● **Exercise**:
Restate each of the lines below word for word and drop every picture.
◆ ◆ ◆ ◆
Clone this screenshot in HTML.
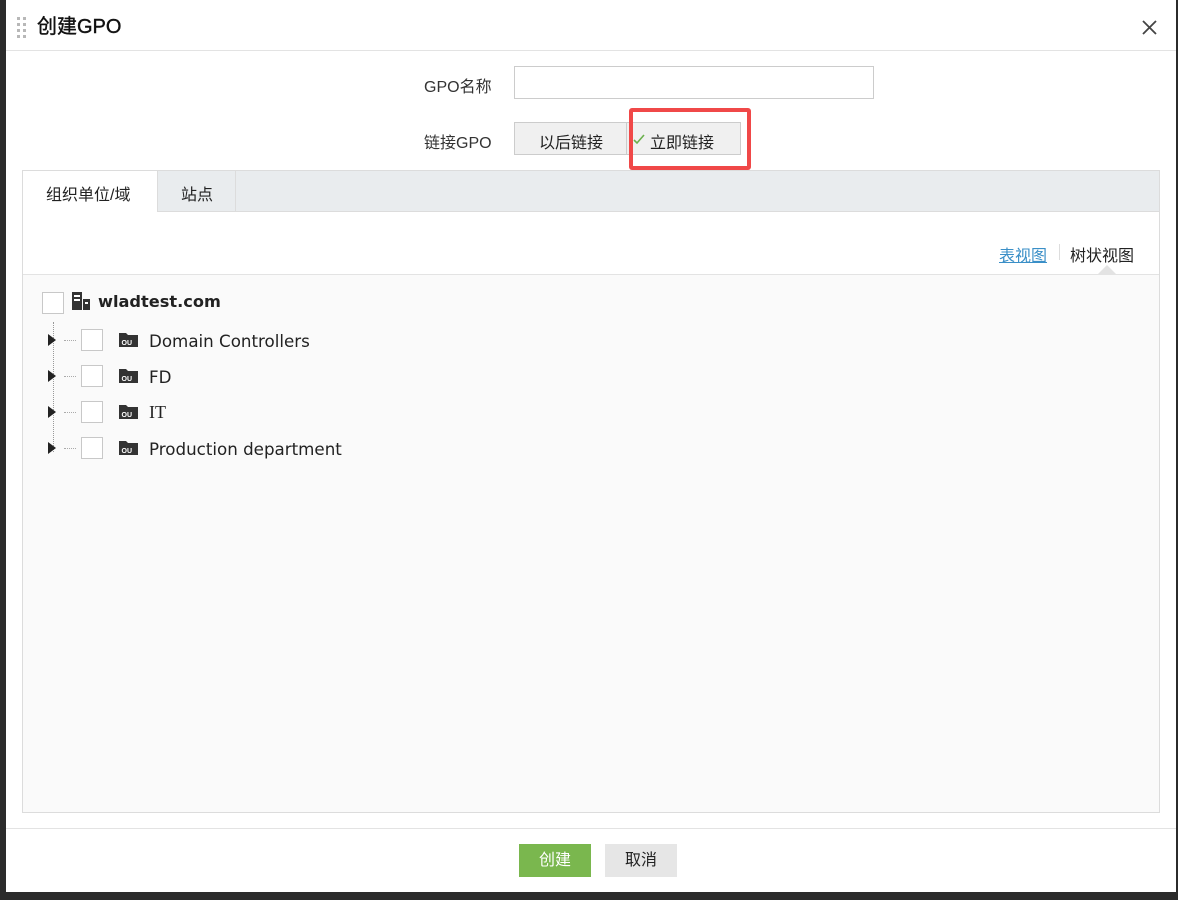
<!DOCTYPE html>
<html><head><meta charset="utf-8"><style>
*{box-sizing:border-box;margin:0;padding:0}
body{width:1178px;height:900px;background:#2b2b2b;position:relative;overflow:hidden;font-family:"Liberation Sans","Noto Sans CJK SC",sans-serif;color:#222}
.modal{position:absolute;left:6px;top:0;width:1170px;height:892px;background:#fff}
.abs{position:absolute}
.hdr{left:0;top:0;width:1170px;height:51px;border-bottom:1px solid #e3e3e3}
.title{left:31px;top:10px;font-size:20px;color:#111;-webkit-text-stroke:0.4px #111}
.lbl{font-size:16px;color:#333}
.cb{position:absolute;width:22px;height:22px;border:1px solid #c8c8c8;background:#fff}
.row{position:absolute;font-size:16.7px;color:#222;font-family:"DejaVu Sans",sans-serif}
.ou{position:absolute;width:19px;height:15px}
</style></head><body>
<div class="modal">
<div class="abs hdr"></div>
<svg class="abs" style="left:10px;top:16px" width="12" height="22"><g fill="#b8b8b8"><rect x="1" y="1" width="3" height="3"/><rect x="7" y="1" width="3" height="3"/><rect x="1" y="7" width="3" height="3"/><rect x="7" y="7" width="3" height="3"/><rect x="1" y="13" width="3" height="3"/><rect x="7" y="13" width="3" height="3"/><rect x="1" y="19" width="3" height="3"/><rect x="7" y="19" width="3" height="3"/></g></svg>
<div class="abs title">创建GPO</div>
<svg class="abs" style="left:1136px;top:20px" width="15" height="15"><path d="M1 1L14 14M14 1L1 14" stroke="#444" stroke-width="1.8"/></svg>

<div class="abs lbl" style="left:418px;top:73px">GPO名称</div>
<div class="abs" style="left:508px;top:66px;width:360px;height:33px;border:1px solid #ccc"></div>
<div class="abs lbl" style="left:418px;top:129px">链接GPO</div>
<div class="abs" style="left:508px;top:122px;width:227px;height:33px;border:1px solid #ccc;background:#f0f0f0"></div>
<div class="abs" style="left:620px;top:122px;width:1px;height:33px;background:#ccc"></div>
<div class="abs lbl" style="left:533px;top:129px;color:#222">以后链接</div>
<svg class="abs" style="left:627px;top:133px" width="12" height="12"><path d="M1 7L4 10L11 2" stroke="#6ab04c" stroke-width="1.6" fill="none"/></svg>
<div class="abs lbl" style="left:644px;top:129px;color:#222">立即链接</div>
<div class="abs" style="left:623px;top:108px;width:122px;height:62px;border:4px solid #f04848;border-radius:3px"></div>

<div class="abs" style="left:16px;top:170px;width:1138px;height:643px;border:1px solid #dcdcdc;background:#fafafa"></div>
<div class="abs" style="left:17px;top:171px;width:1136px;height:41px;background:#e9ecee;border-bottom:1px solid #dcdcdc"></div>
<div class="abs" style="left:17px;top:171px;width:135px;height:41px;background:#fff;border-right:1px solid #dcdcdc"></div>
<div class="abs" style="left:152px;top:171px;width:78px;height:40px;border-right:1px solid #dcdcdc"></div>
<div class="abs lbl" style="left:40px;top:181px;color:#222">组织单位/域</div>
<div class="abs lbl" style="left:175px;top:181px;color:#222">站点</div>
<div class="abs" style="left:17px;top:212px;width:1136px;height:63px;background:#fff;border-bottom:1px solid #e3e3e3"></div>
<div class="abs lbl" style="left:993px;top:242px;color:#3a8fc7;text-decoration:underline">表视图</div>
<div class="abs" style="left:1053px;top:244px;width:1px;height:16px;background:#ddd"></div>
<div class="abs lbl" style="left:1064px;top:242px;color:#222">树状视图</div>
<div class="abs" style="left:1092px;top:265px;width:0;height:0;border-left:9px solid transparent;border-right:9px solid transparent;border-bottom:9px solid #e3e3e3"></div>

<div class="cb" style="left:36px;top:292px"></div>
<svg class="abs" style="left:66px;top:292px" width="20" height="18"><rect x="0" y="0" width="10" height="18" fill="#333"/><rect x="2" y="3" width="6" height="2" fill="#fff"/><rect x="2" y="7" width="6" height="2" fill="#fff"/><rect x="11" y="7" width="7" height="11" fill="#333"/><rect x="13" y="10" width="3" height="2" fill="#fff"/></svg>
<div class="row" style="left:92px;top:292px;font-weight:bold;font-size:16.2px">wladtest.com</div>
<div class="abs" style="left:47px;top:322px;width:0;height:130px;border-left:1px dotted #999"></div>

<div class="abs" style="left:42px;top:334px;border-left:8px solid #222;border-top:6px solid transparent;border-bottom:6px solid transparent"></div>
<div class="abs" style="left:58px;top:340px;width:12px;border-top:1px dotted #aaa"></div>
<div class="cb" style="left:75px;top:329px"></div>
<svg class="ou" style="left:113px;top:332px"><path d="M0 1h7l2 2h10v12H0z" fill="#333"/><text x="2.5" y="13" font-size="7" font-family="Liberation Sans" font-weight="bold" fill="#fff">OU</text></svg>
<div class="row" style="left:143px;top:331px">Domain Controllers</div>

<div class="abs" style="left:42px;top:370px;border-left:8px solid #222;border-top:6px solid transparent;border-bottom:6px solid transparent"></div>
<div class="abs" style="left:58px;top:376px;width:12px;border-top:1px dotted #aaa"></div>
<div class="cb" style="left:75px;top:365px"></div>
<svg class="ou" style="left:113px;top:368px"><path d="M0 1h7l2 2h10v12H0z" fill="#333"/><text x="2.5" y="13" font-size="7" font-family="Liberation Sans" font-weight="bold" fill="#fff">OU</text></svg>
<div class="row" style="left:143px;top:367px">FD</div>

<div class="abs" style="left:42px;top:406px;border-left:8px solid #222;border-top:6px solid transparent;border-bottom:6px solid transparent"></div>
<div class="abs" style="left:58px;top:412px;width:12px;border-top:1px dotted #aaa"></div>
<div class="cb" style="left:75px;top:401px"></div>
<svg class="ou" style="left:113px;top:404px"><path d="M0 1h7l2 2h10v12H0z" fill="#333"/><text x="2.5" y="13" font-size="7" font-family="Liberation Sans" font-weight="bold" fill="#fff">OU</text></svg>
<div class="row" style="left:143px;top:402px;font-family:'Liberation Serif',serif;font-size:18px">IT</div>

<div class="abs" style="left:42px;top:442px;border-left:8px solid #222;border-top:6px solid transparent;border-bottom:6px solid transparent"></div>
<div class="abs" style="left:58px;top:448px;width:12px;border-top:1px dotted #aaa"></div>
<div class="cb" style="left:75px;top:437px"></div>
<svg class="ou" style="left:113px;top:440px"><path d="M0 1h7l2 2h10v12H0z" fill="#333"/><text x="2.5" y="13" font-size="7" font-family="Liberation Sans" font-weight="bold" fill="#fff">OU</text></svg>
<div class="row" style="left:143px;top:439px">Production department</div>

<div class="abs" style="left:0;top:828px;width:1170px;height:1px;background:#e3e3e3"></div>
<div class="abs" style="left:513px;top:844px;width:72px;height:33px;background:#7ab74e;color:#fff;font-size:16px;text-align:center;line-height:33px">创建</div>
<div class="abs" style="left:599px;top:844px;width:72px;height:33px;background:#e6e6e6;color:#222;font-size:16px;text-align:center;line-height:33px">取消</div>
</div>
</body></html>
◆ ◆ ◆ ◆
● **Correct response**:
Clone this screenshot in HTML.
<!DOCTYPE html>
<html><head><meta charset="utf-8"><style>
*{box-sizing:border-box;margin:0;padding:0}
body{width:1178px;height:900px;background:#2b2b2b;position:relative;overflow:hidden;font-family:"Liberation Sans","Noto Sans CJK SC",sans-serif;color:#222}
.modal{position:absolute;left:6px;top:0;width:1170px;height:892px;background:#fff}
.abs{position:absolute}
.hdr{left:0;top:0;width:1170px;height:51px;border-bottom:1px solid #e3e3e3}
.title{left:31px;top:10px;font-size:20px;color:#111;-webkit-text-stroke:0.4px #111}
.lbl{font-size:16px;color:#333}
.cb{position:absolute;width:22px;height:22px;border:1px solid #c8c8c8;background:#fff}
.row{position:absolute;font-size:16.7px;color:#222;font-family:"DejaVu Sans",sans-serif}
.ou{position:absolute;width:19px;height:15px}
</style></head><body>
<div class="modal">
<div class="abs hdr"></div>
<svg class="abs" style="left:10px;top:16px" width="12" height="22"><g fill="#b8b8b8"><rect x="1" y="1" width="3" height="3"/><rect x="7" y="1" width="3" height="3"/><rect x="1" y="7" width="3" height="3"/><rect x="7" y="7" width="3" height="3"/><rect x="1" y="13" width="3" height="3"/><rect x="7" y="13" width="3" height="3"/><rect x="1" y="19" width="3" height="3"/><rect x="7" y="19" width="3" height="3"/></g></svg>
<div class="abs title">创建GPO</div>
<svg class="abs" style="left:1136px;top:20px" width="15" height="15"><path d="M1 1L14 14M14 1L1 14" stroke="#444" stroke-width="1.8"/></svg>

<div class="abs lbl" style="left:418px;top:73px">GPO名称</div>
<div class="abs" style="left:508px;top:66px;width:360px;height:33px;border:1px solid #ccc"></div>
<div class="abs lbl" style="left:418px;top:129px">链接GPO</div>
<div class="abs" style="left:508px;top:122px;width:227px;height:33px;border:1px solid #ccc;background:#f0f0f0"></div>
<div class="abs" style="left:620px;top:122px;width:1px;height:33px;background:#ccc"></div>
<div class="abs lbl" style="left:533px;top:129px;color:#222">以后链接</div>
<svg class="abs" style="left:627px;top:133px" width="12" height="12"><path d="M1 7L4 10L11 2" stroke="#6ab04c" stroke-width="1.6" fill="none"/></svg>
<div class="abs lbl" style="left:644px;top:129px;color:#222">立即链接</div>
<div class="abs" style="left:623px;top:108px;width:122px;height:62px;border:4px solid #f04848;border-radius:3px"></div>

<div class="abs" style="left:16px;top:170px;width:1138px;height:643px;border:1px solid #dcdcdc;background:#fafafa"></div>
<div class="abs" style="left:17px;top:171px;width:1136px;height:41px;background:#e9ecee;border-bottom:1px solid #dcdcdc"></div>
<div class="abs" style="left:17px;top:171px;width:135px;height:41px;background:#fff;border-right:1px solid #dcdcdc"></div>
<div class="abs" style="left:152px;top:171px;width:78px;height:40px;border-right:1px solid #dcdcdc"></div>
<div class="abs lbl" style="left:40px;top:181px;color:#222">组织单位/域</div>
<div class="abs lbl" style="left:175px;top:181px;color:#222">站点</div>
<div class="abs" style="left:17px;top:212px;width:1136px;height:63px;background:#fff;border-bottom:1px solid #e3e3e3"></div>
<div class="abs lbl" style="left:993px;top:242px;color:#3a8fc7;text-decoration:underline">表视图</div>
<div class="abs" style="left:1053px;top:244px;width:1px;height:16px;background:#ddd"></div>
<div class="abs lbl" style="left:1064px;top:242px;color:#222">树状视图</div>
<div class="abs" style="left:1092px;top:265px;width:0;height:0;border-left:9px solid transparent;border-right:9px solid transparent;border-bottom:9px solid #e3e3e3"></div>

<div class="cb" style="left:36px;top:292px"></div>
<svg class="abs" style="left:66px;top:292px" width="20" height="18"><rect x="0" y="0" width="10" height="18" fill="#333"/><rect x="2" y="3" width="6" height="2" fill="#fff"/><rect x="2" y="7" width="6" height="2" fill="#fff"/><rect x="11" y="7" width="7" height="11" fill="#333"/><rect x="13" y="10" width="3" height="2" fill="#fff"/></svg>
<div class="row" style="left:92px;top:292px;font-weight:bold;font-size:16.2px">wladtest.com</div>
<div class="abs" style="left:47px;top:322px;width:0;height:130px;border-left:1px dotted #999"></div>

<div class="abs" style="left:42px;top:334px;border-left:8px solid #222;border-top:6px solid transparent;border-bottom:6px solid transparent"></div>
<div class="abs" style="left:58px;top:340px;width:12px;border-top:1px dotted #aaa"></div>
<div class="cb" style="left:75px;top:329px"></div>
<svg class="ou" style="left:113px;top:332px"><path d="M0 1h7l2 2h10v12H0z" fill="#333"/><text x="2.5" y="13" font-size="7" font-family="Liberation Sans" font-weight="bold" fill="#fff">OU</text></svg>
<div class="row" style="left:143px;top:331px">Domain Controllers</div>

<div class="abs" style="left:42px;top:370px;border-left:8px solid #222;border-top:6px solid transparent;border-bottom:6px solid transparent"></div>
<div class="abs" style="left:58px;top:376px;width:12px;border-top:1px dotted #aaa"></div>
<div class="cb" style="left:75px;top:365px"></div>
<svg class="ou" style="left:113px;top:368px"><path d="M0 1h7l2 2h10v12H0z" fill="#333"/><text x="2.5" y="13" font-size="7" font-family="Liberation Sans" font-weight="bold" fill="#fff">OU</text></svg>
<div class="row" style="left:143px;top:367px">FD</div>

<div class="abs" style="left:42px;top:406px;border-left:8px solid #222;border-top:6px solid transparent;border-bottom:6px solid transparent"></div>
<div class="abs" style="left:58px;top:412px;width:12px;border-top:1px dotted #aaa"></div>
<div class="cb" style="left:75px;top:401px"></div>
<svg class="ou" style="left:113px;top:404px"><path d="M0 1h7l2 2h10v12H0z" fill="#333"/><text x="2.5" y="13" font-size="7" font-family="Liberation Sans" font-weight="bold" fill="#fff">OU</text></svg>
<div class="row" style="left:143px;top:402px;font-family:'Liberation Serif',serif;font-size:18px">IT</div>

<div class="abs" style="left:42px;top:442px;border-left:8px solid #222;border-top:6px solid transparent;border-bottom:6px solid transparent"></div>
<div class="abs" style="left:58px;top:448px;width:12px;border-top:1px dotted #aaa"></div>
<div class="cb" style="left:75px;top:437px"></div>
<svg class="ou" style="left:113px;top:440px"><path d="M0 1h7l2 2h10v12H0z" fill="#333"/><text x="2.5" y="13" font-size="7" font-family="Liberation Sans" font-weight="bold" fill="#fff">OU</text></svg>
<div class="row" style="left:143px;top:439px">Production department</div>

<div class="abs" style="left:0;top:828px;width:1170px;height:1px;background:#e3e3e3"></div>
<div class="abs" style="left:513px;top:844px;width:72px;height:33px;background:#7ab74e;color:#fff;font-size:16px;text-align:center;line-height:33px">创建</div>
<div class="abs" style="left:599px;top:844px;width:72px;height:33px;background:#e6e6e6;color:#222;font-size:16px;text-align:center;line-height:33px">取消</div>
</div>
</body></html>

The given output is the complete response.